Rights again (was Re: [extropy-chat] SUV versus sedan etc)

Brett Paatsch bpaatsch at bigpond.net.au
Mon Aug 23 05:44:11 UTC 2004


Eliezer Yudkowsky wrote:

> Brett Paatsch wrote:
> >
> > 1) The rights one assumes for oneself are meaningless as rights.
> > Any creature can pursue its own interests any way it likes and
> > for so long as it can get away with it. A creature operating alone
> > is one operating more basically and outside the sphere of rights
> > and responsibility. Rights only arise in a social context. An individual
> > without a group has infinite "freedom-to" and zero "freedom-from"
>
> An individual of a species that has existed for evolutionary time in
> a regime that includes social groups may have a cognitive concept
> of rights that is internalized, intrinsic to the individual.

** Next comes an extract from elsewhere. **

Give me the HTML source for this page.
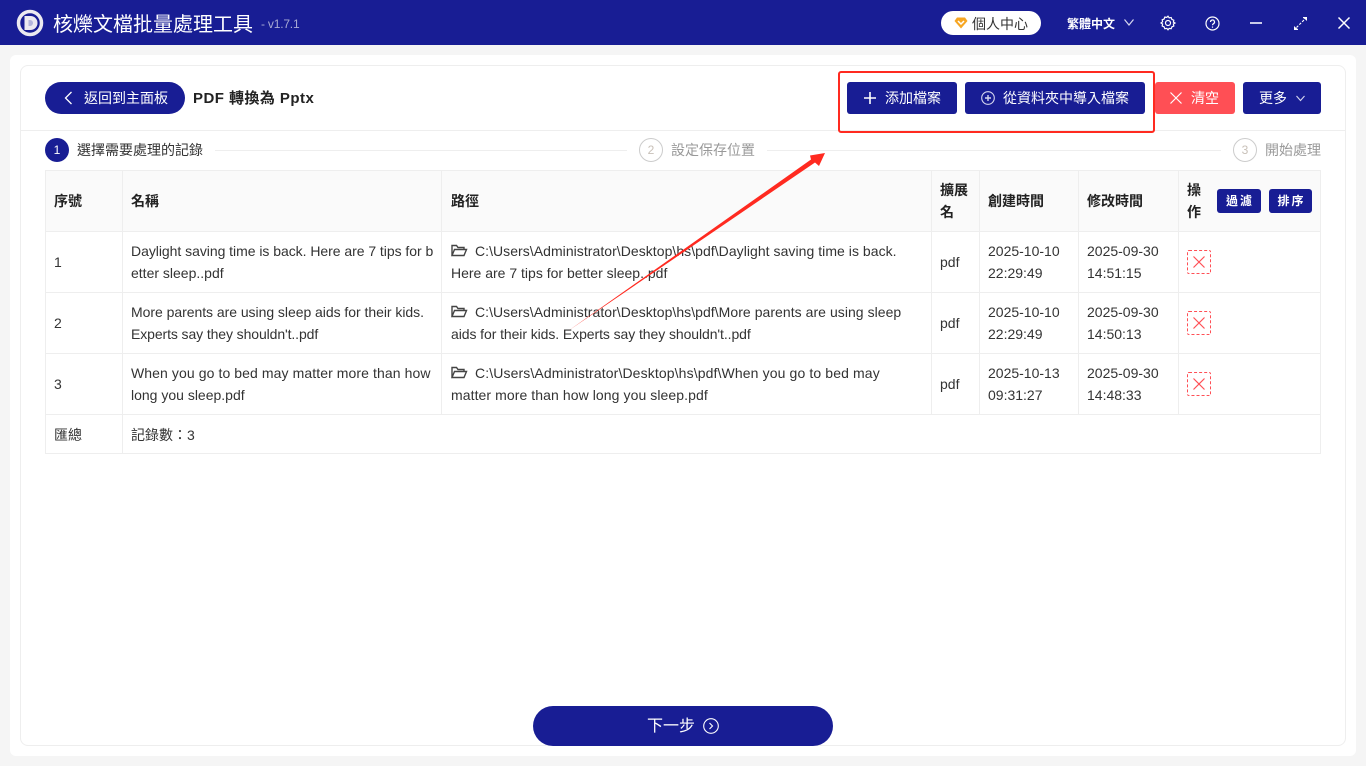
<!DOCTYPE html>
<html lang="zh-Hant"><head><meta charset="utf-8"><title>核爍文檔批量處理工具</title>
<style>
*{box-sizing:border-box}
html,body{margin:0;padding:0;width:1366px;height:766px;overflow:hidden;background:#f5f5f5}
body{position:relative;font-family:"Liberation Sans","Noto Sans CJK TC",sans-serif;color:#333;font-size:14px}
.a{position:absolute;white-space:nowrap}
.btn{position:absolute;background:#181d94;color:#fff;border-radius:3px;height:32px;top:82px;line-height:32px;font-size:14px;white-space:nowrap}
.l{position:absolute;background:#eee}
.c{position:absolute;white-space:nowrap;font-size:14px;line-height:22px;color:#333}
.h{font-weight:700;color:#222}
.mini{position:absolute;top:189px;height:24px;background:#181d94;border-radius:3px;color:#fff;font-size:12px;line-height:24px;text-align:center;font-weight:700;letter-spacing:2px;padding-left:2px}
.del{position:absolute;left:1187px;width:24px;height:24px;border:1px dashed #ff4f55;border-radius:2px}
svg{position:absolute;overflow:visible}
</style></head><body>
<div class="a" style="left:0;top:0;width:1366px;height:45px;background:#181d94"></div>
<svg style="left:16px;top:9px" width="28" height="28" viewBox="0 0 28 28"><circle cx="14" cy="14" r="11.5" fill="#181d94" stroke="#eceaf0" stroke-width="3.5"/><path d="M8.500 7h6a7 7 0 0 1 0 14h-6z" fill="#eceaf0"/><path d="M12.500 11h1.500a3 3 0 0 1 0 6h-1.500z" fill="#b4b6dc"/></svg>
<div class="a" style="left:53px;top:12px;font-size:20px;line-height:26px;color:#fff">核爍文檔批量處理工具</div>
<div class="a" style="left:261px;top:16px;font-size:12px;line-height:16px;color:#a8aad4;letter-spacing:-.2px">- v1.7.1</div>

<div class="a" style="left:941px;top:11px;width:100px;height:24px;background:#fff;border-radius:12px"></div>
<svg style="left:954px;top:17px" width="14" height="12" viewBox="0 0 14 12"><path d="M3 .5h8L13.500 4 7 11.500.5 4z" fill="#f6a623"/><path d="M4 4l3 3 3-3" fill="none" stroke="#fff" stroke-width="1.500"/></svg>
<div class="a" style="left:972px;top:14px;font-size:14px;line-height:20px;color:#333">個人中心</div>
<div class="a" style="left:1067px;top:15px;font-size:12px;line-height:18px;color:#fff;font-weight:700">繁體中文</div>
<svg style="left:1123px;top:18px" width="12" height="9" fill="none" stroke="#d5d6ee" stroke-width="1.200"><path d="M1.500 1.500L6 7l4.500-5.500"/></svg>
<svg style="left:1160px;top:15px" width="16" height="16" viewBox="0 0 16 16" fill="none" stroke="#fff" stroke-width="1.200"><path d="M8 1.200l1.200 1.600 2-.3.700 1.900 1.900.8-.4 2L15 8l-1.600 1 .4 2-1.900.8-.7 1.900-2-.3L8 14.800l-1.200-1.400-2 .3-.7-1.900-1.900-.8.400-2L1 8l1.600-1.200-.4-2 1.900-.8.700-1.900 2 .3z"/><circle cx="8" cy="8" r="2.500"/></svg>
<svg style="left:1205px;top:16px" width="15" height="15" viewBox="0 0 15 15" fill="none" stroke="#fff" stroke-width="1.200"><circle cx="7.500" cy="7.500" r="6.500"/><path d="M5.500 6a2 2 0 1 1 3 1.700c-.7.400-1 .8-1 1.600"/><path d="M7.500 10.500v1.200"/></svg>
<div class="a" style="left:1250px;top:22px;width:12px;height:2px;background:#c9cbe9"></div>
<svg style="left:1294px;top:17px" width="13" height="13" viewBox="0 0 13 13" fill="#fff"><path d="M9 0h4v4l-1.300-1.300L9 .9zM0 13V9l1.300 1.300L4 12.100 4 13z"/><path d="M2.500 10.500l8-8" stroke="#fff" stroke-width="1.100" stroke-dasharray="2.500 1.500"/></svg>
<svg style="left:1338px;top:17px" width="12" height="12" fill="none" stroke="#fff" stroke-width="1.500"><path d="M.5.5l11 11M11.500.5l-11 11"/></svg>

<div class="a" style="left:10px;top:55px;width:1346px;height:701px;background:#fff;border-radius:6px"></div>
<div class="a" style="left:20px;top:65px;width:1326px;height:681px;border:1px solid #eee;border-radius:8px"></div>
<div class="l" style="left:21px;top:130px;width:1324px;height:1px"></div>

<div class="a" style="left:45px;top:82px;width:140px;height:32px;background:#181d94;border-radius:16px"></div>
<svg style="left:64px;top:91px" width="9" height="14" fill="none" stroke="#fff" stroke-width="1.300"><path d="M7.500 1L1.500 7l6 6"/></svg>
<div class="a" style="left:84px;top:88px;font-size:14px;line-height:20px;color:#fff">返回到主面板</div>
<div class="a" style="left:193px;top:89px;font-size:15px;line-height:20px;color:#222;font-weight:700;letter-spacing:.45px">PDF 轉換為 Pptx</div>

<div class="btn" style="left:847px;width:110px;padding-left:38px">添加檔案</div>
<svg style="left:864px;top:92px" width="12" height="12" stroke="#fff" stroke-width="1.600"><path d="M6 0v12M0 6h12"/></svg>
<div class="btn" style="left:965px;width:180px;padding-left:38px">從資料夾中導入檔案</div>
<svg style="left:981px;top:91px" width="14" height="14" fill="none" stroke="#d5d6ee" stroke-width="1.100"><circle cx="7" cy="7" r="6.300"/><path d="M7 4v6M4 7h6" stroke-width="1.400"/></svg>
<div class="btn" style="left:1155px;width:80px;padding-left:36px;background:#ff4f55">清空</div>
<svg style="left:1170px;top:92px" width="12" height="12" fill="none" stroke="#fff" stroke-width="1.200"><path d="M.5.5l11 11M11.500.5l-11 11"/></svg>
<div class="btn" style="left:1243px;width:78px;padding-left:16px">更多</div>
<svg style="left:1296px;top:95px" width="9" height="7" fill="none" stroke="#d5d6ee" stroke-width="1.100"><path d="M.5 1L4.500 5.500 8.500 1"/></svg>

<div class="a" style="left:838px;top:71px;width:317px;height:62px;border:2px solid #ff2a20;border-radius:3px"></div>

<div class="a" style="left:45px;top:138px;width:24px;height:24px;border-radius:50%;background:#181d94;color:#fff;text-align:center;font-size:12px;line-height:24px">1</div>
<div class="a" style="left:77px;top:140px;font-size:14px;line-height:20px;color:#333">選擇需要處理的記錄</div>
<div class="l" style="left:215px;top:150px;width:412px;height:1px"></div>
<div class="a" style="left:639px;top:138px;width:24px;height:24px;border-radius:50%;border:1px solid #ccc;color:#c8c0b8;text-align:center;font-size:12px;line-height:22px">2</div>
<div class="a" style="left:671px;top:140px;font-size:14px;line-height:20px;color:#999">設定保存位置</div>
<div class="l" style="left:767px;top:150px;width:454px;height:1px"></div>
<div class="a" style="left:1233px;top:138px;width:24px;height:24px;border-radius:50%;border:1px solid #ccc;color:#c8c0b8;text-align:center;font-size:12px;line-height:22px">3</div>
<div class="a" style="left:1265px;top:140px;font-size:14px;line-height:20px;color:#999">開始處理</div>

<div class="a" style="left:45px;top:170px;width:1276px;height:61px;background:#fafafa"></div>
<div class="l" style="left:45px;top:170px;width:1276px;height:1px"></div>
<div class="l" style="left:45px;top:231px;width:1276px;height:1px"></div>
<div class="l" style="left:45px;top:292px;width:1276px;height:1px"></div>
<div class="l" style="left:45px;top:353px;width:1276px;height:1px"></div>
<div class="l" style="left:45px;top:414px;width:1276px;height:1px"></div>
<div class="l" style="left:45px;top:453px;width:1276px;height:1px"></div>
<div class="l" style="left:45px;top:170px;width:1px;height:284px"></div>
<div class="l" style="left:122px;top:170px;width:1px;height:284px"></div>
<div class="l" style="left:441px;top:170px;width:1px;height:245px"></div>
<div class="l" style="left:931px;top:170px;width:1px;height:245px"></div>
<div class="l" style="left:979px;top:170px;width:1px;height:245px"></div>
<div class="l" style="left:1078px;top:170px;width:1px;height:245px"></div>
<div class="l" style="left:1178px;top:170px;width:1px;height:245px"></div>
<div class="l" style="left:1320px;top:170px;width:1px;height:284px"></div>

<div class="c h" style="left:54px;top:190px">序號</div>
<div class="c h" style="left:131px;top:190px">名稱</div>
<div class="c h" style="left:451px;top:190px">路徑</div>
<div class="c h" style="left:940px;top:179px">擴展<br>名</div>
<div class="c h" style="left:988px;top:190px">創建時間</div>
<div class="c h" style="left:1087px;top:190px">修改時間</div>
<div class="c h" style="left:1187px;top:179px">操<br>作</div>
<div class="mini" style="left:1217px;width:44px">過濾</div>
<div class="mini" style="left:1269px;width:43px">排序</div>

<div class="c" style="left:54px;top:251px">1</div>
<div class="c" style="left:131px;top:240px"><span style="letter-spacing:-.04px">Daylight saving time is back. Here are 7 tips for b</span><br>etter sleep..pdf</div>
<div class="c" style="left:475px;top:240px;letter-spacing:.045px">C:\Users\Administrator\Desktop\hs\pdf\Daylight saving time is back.</div>
<div class="c" style="left:451px;top:262px">Here are 7 tips for better sleep..pdf</div>
<div class="c" style="left:940px;top:251px">pdf</div>
<div class="c" style="left:988px;top:240px">2025-10-10<br>22:29:49</div>
<div class="c" style="left:1087px;top:240px">2025-09-30<br>14:51:15</div>

<div class="c" style="left:54px;top:312px">2</div>
<div class="c" style="left:131px;top:301px"><span style="letter-spacing:-.04px">More parents are using sleep aids for their kids.</span><br><span style="letter-spacing:-.1px">Experts say they shouldn't..pdf</span></div>
<div class="c" style="left:475px;top:301px;letter-spacing:.045px">C:\Users\Administrator\Desktop\hs\pdf\More parents are using sleep</div>
<div class="c" style="left:451px;top:323px;letter-spacing:-.08px">aids for their kids. Experts say they shouldn't..pdf</div>
<div class="c" style="left:940px;top:312px">pdf</div>
<div class="c" style="left:988px;top:301px">2025-10-10<br>22:29:49</div>
<div class="c" style="left:1087px;top:301px">2025-09-30<br>14:50:13</div>

<div class="c" style="left:54px;top:373px">3</div>
<div class="c" style="left:131px;top:362px"><span style="letter-spacing:.09px">When you go to bed may matter more than how</span><br>long you sleep.pdf</div>
<div class="c" style="left:475px;top:362px;letter-spacing:.12px">C:\Users\Administrator\Desktop\hs\pdf\When you go to bed may</div>
<div class="c" style="left:451px;top:384px;letter-spacing:.08px">matter more than how long you sleep.pdf</div>
<div class="c" style="left:940px;top:373px">pdf</div>
<div class="c" style="left:988px;top:362px">2025-10-13<br>09:31:27</div>
<div class="c" style="left:1087px;top:362px">2025-09-30<br>14:48:33</div>

<svg style="left:451px;top:244px" width="16" height="13" fill="none" stroke="#444" stroke-width="1.400"><path d="M1 11.500V1.500h4.500l1.500 2h6v2M1 11.500l2.500-6h12l-2.500 6z"/></svg>
<svg style="left:451px;top:305px" width="16" height="13" fill="none" stroke="#444" stroke-width="1.400"><path d="M1 11.500V1.500h4.500l1.500 2h6v2M1 11.500l2.500-6h12l-2.500 6z"/></svg>
<svg style="left:451px;top:366px" width="16" height="13" fill="none" stroke="#444" stroke-width="1.400"><path d="M1 11.500V1.500h4.500l1.500 2h6v2M1 11.500l2.500-6h12l-2.500 6z"/></svg>

<div class="del" style="top:250px"></div>
<svg style="left:1193px;top:256px" width="12" height="12" fill="none" stroke="#ff4f55" stroke-width="1.200"><path d="M.5.5l11 11M11.500.5l-11 11"/></svg>
<div class="del" style="top:311px"></div>
<svg style="left:1193px;top:317px" width="12" height="12" fill="none" stroke="#ff4f55" stroke-width="1.200"><path d="M.5.5l11 11M11.500.5l-11 11"/></svg>
<div class="del" style="top:372px"></div>
<svg style="left:1193px;top:378px" width="12" height="12" fill="none" stroke="#ff4f55" stroke-width="1.200"><path d="M.5.5l11 11M11.500.5l-11 11"/></svg>

<div class="c" style="left:54px;top:424px">匯總</div>
<div class="c" style="left:131px;top:424px">記錄數：3</div>

<svg style="left:0;top:0" width="1366" height="766"><path d="M568 331L811 159.500 810 155.500 825 153 819 166 815 162.500z" fill="#ff2a20"/></svg>

<div class="a" style="left:533px;top:706px;width:300px;height:40px;background:#181d94;border-radius:20px"></div>
<div class="a" style="left:647px;top:716px;font-size:16px;line-height:22px;color:#fff">下一步</div>
<svg style="left:703px;top:718px" width="16" height="16" fill="none" stroke="#fff" stroke-width="1.100"><circle cx="8" cy="8" r="7.300"/><path d="M6.500 5L9.500 8l-3 3"/></svg>
</body></html>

Agreed, the individual may.

> Even though that psychology would never have evolved without a
> group context, it now exists as an adaptation, independent of the
> ancestral conditions that rendered it adaptive.

Agreed again.

> I don't think it's a contradiction in terms to say that some of the
> things I choose to do myself, what a literally minded philosopher
> of selfishness would define as "my interests" (e.g., saving the world
> and not being a jerk in doing so), arise from my psychological
> perception of the rights of others.

Perhaps not but I am not sure that we are conversing yet though.

Have you stepped into my concept of rights to see if it works for
you, is consistent and is perhaps useful, or are you using one of
your own without stating what you mean by rights?

>From where do you perceive that the rights or others derive? I
outlined a sketch of where I think they derive that involved the
concept of groups and responsibility.

I'm arguing that there are no rights as rights other than those
which a person (if we stick with our own species) has because
they are a member of some group that will underwrite those rights
with a group-backed assumption of aggregated other individual
accepted responsibility.

I would argue for instance that as a US citizen that you have no
right to endless life (your fellow citizens cannot at present underwrite
such a right for you as they do not have the wherewithal to prevent
you from dying - even if they wanted to) rather you do have a right
not to be murdered so long as  your fellow citizens (group members)
will collectively accept the responsibility for preventing your being
murdered and for penalising anyone in or outside your group that
murders you.

I think this is an important topic and I'd be interested in pursuing
it with you (you are worth disagreeing with or agreeing with) but I
want to make sure that we are not talking past each other by
using words like rights imprecisely.